BC Flood Protection Support
December 15, 2021
A series of heavy rainfall events in southwestern BC in November resulted in devastating flooding. Subsequently, Associated received many requests for assistance from provincial agencies and municipalities. Staff from several offices and diverse disciplines, including water resources, transportation, and environmental, responded to these urgent calls from our clients.
Members of our staff deployed to Highways 1, 3, 5, 7, secondary roadways, and other sites throughout the Fraser Valley and in the BC Interior to assess major bridge and culvert washouts, channel avulsions, and flooding and erosion issues. Associated also played a key coordination role supporting Emergency Management BC’s Emergency Operations Centre.
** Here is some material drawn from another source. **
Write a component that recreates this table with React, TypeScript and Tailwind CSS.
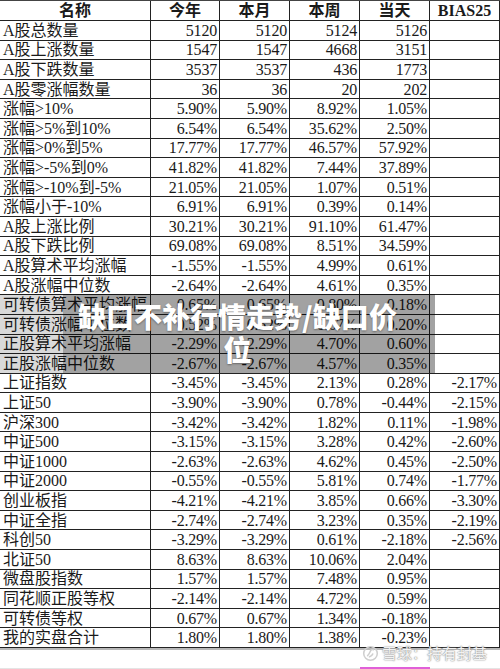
import React from "react";

const headers = ["名称", "今年", "本月", "本周", "当天", "BIAS25"];

const rows: string[][] = [
  ["A股总数量", "5120", "5120", "5124", "5126", ""],
  ["A股上涨数量", "1547", "1547", "4668", "3151", ""],
  ["A股下跌数量", "3537", "3537", "436", "1773", ""],
  ["A股零涨幅数量", "36", "36", "20", "202", ""],
  ["涨幅>10%", "5.90%", "5.90%", "8.92%", "1.05%", ""],
  ["涨幅>5%到10%", "6.54%", "6.54%", "35.62%", "2.50%", ""],
  ["涨幅>0%到5%", "17.77%", "17.77%", "46.57%", "57.92%", ""],
  ["涨幅>-5%到0%", "41.82%", "41.82%", "7.44%", "37.89%", ""],
  ["涨幅>-10%到-5%", "21.05%", "21.05%", "1.07%", "0.51%", ""],
  ["涨幅小于-10%", "6.91%", "6.91%", "0.39%", "0.14%", ""],
  ["A股上涨比例", "30.21%", "30.21%", "91.10%", "61.47%", ""],
  ["A股下跌比例", "69.08%", "69.08%", "8.51%", "34.59%", ""],
  ["A股算术平均涨幅", "-1.55%", "-1.55%", "4.99%", "0.61%", ""],
  ["A股涨幅中位数", "-2.64%", "-2.64%", "4.61%", "0.35%", ""],
  ["可转债算术平均涨幅", "0.65%", "0.65%", "0.80%", "0.18%", ""],
  ["可转债涨幅中位数", "0.52%", "0.52%", "0.67%", "0.20%", ""],
  ["正股算术平均涨幅", "-2.29%", "-2.29%", "4.70%", "0.60%", ""],
  ["正股涨幅中位数", "-2.67%", "-2.67%", "4.57%", "0.35%", ""],
  ["上证指数", "-3.45%", "-3.45%", "2.13%", "0.28%", "-2.17%"],
  ["上证50", "-3.90%", "-3.90%", "0.78%", "-0.44%", "-2.15%"],
  ["沪深300", "-3.42%", "-3.42%", "1.82%", "0.11%", "-1.98%"],
  ["中证500", "-3.15%", "-3.15%", "3.28%", "0.42%", "-2.60%"],
  ["中证1000", "-2.63%", "-2.63%", "4.62%", "0.45%", "-2.50%"],
  ["中证2000", "-0.55%", "-0.55%", "5.81%", "0.74%", "-1.77%"],
  ["创业板指", "-4.21%", "-4.21%", "3.85%", "0.66%", "-3.30%"],
  ["中证全指", "-2.74%", "-2.74%", "3.23%", "0.35%", "-2.19%"],
  ["科创50", "-3.29%", "-3.29%", "0.61%", "-2.18%", "-2.56%"],
  ["北证50", "8.63%", "8.63%", "10.06%", "2.04%", ""],
  ["微盘股指数", "1.57%", "1.57%", "7.48%", "0.95%", ""],
  ["同花顺正股等权", "-2.14%", "-2.14%", "4.72%", "0.59%", ""],
  ["可转债等权", "0.67%", "0.67%", "1.34%", "-0.18%", ""],
  ["我的实盘合计", "1.80%", "1.80%", "1.38%", "-0.23%", ""],
];

const widths = ["w-[151px]", "w-[69px]", "w-[70px]", "w-[70px]", "w-[70px]", "w-[70px]"];

export default function App() {
  return (
    <div
      className="relative w-[500px] h-[669px] overflow-hidden bg-white text-[#1a1a1a]"
      style={{ fontFamily: '"Liberation Serif", "Noto Sans CJK SC", serif' }}
    >
      <div className="flex flex-col border-t border-[#444]">
        {/* header */}
        <div className="flex h-[20px] border-b border-[#222]">
          {headers.map((h, i) => (
            <div
              key={h}
              className={`${widths[i]} shrink-0 border-r border-[#222] flex items-center justify-center text-[16px] leading-[19px] font-bold`}
            >
              {h}
            </div>
          ))}
        </div>
        {rows.map((r) => (
          <div key={r[0]} className="flex h-[19.6px] border-b border-[#222]">
            {r.map((c, i) => (
              <div
                key={i}
                className={`${widths[i]} shrink-0 border-r border-[#222] flex items-center text-[16px] leading-[19px] whitespace-nowrap ${
                  i === 0 ? "justify-start pl-[3px]" : "justify-end pr-[2px] tracking-[-0.2px]"
                }`}
              >
                {c}
              </div>
            ))}
          </div>
        ))}
        <div className="h-[2px] bg-[#b8b8b8]" />
      </div>

      {/* title overlay */}
      <div className="absolute left-0 top-[294px] w-[435px] h-[79px] flex bg-black/15">
        <div className="w-[63px] shrink-0" />
        <div className="flex-1 bg-black/25" />
      </div>
      <div
        className="absolute left-[40px] top-[295px] w-[395px] h-[76px] flex flex-col items-center justify-center text-white font-black text-[28px] leading-[33px] [text-shadow:0_1px_2px_rgba(0,0,0,0.35)]"
        style={{ fontFamily: '"Noto Sans CJK SC", sans-serif' }}
      >
        <div>缺口不补行情走势/缺口价</div>
        <div>位</div>
      </div>

      {/* watermark */}
      <div
        className="absolute left-[362px] top-[642px] flex items-center gap-[3px] text-[15px] text-[#f2f2f2] [text-shadow:0_0_1px_#888,0_0_2px_#999]"
        style={{ fontFamily: '"Noto Sans CJK SC", sans-serif' }}
      >
        <svg width="17" height="17" viewBox="0 0 20 20" fill="none" stroke="#cfcfcf" strokeWidth="1.8">
          <circle cx="10" cy="10" r="8" />
          <path d="M6 13c2-1 3-4 4-6s3-2 4-1" />
          <path d="M8 14c2 0 4-2 5-4" />
        </svg>
        <span>雪球：持有封基</span>
      </div>

      {/* bottom strip */}
      <div className="absolute left-0 bottom-0 w-[500px] h-[1px] bg-[#e4e4e4]" />
      <div className="absolute left-[360px] bottom-0 w-[70px] h-[2px] bg-[#e060d8]" />
    </div>
  );
}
Associated provided emergency flood response for the City of Merritt following the Coldwater River flood that occurred on November 15, 2021. This event is now the flood of record and roughly doubled the previous 200-year estimate. Flood extents in the City were vast, causing dike breaches, dike and bank overtopping, two avulsions, a bridge failure, and extensive overland flooding. The City’s wastewater treatment plant was compromised and the FortisBC gas main supplying the City was scoured and suspended in the new avulsion channel. This all led to an evacuation order of the entire City.
Associated conducted an emergency channel assessment and recommended a design for a river diversion to put the Coldwater River flow back in the pre-event channel. Rapid dike inspections were then completed with the threat of further atmospheric river events, and recommendations were provided for emergency dike repairs, temporary works (HESCO Barriers and Tiger Dams), vehicle and trailer removals from the river, and a second river diversion. Associated provided hydrotechnical engineering guidance to the City’s Emergency Operations Centre, field reviews of all dike and bank repairs, and construction oversight at 12 sites with 10 contractors and the Canadian Armed Forces.
On Sunday, November 28, Associated received a request from Emergency Management BC and the BC Ministry of Transportation and Infrastructure to assist in closing a gap in the flood protection infrastructure along Highway 1 at the Sumas River crossing in Abbotsford, BC. Associated staff immediately attended the site and identified the required flood protection measures. We provided direction to the Military, the Ministry, Abbotsford Fire Department, and local contractors. A Tiger Dam representative provided assembly instructions to the team.
The team worked through the night to complete a 1.5 metre high Tiger Dam, approximately 100 metres long, to close the gap between the recently raised Sumas River dikes to the north and south of the highway. The Tiger Dam was assembled by 5 am on November 29.
Thanks to our team who worked through the night/weekend to support the installation of flood protection measures.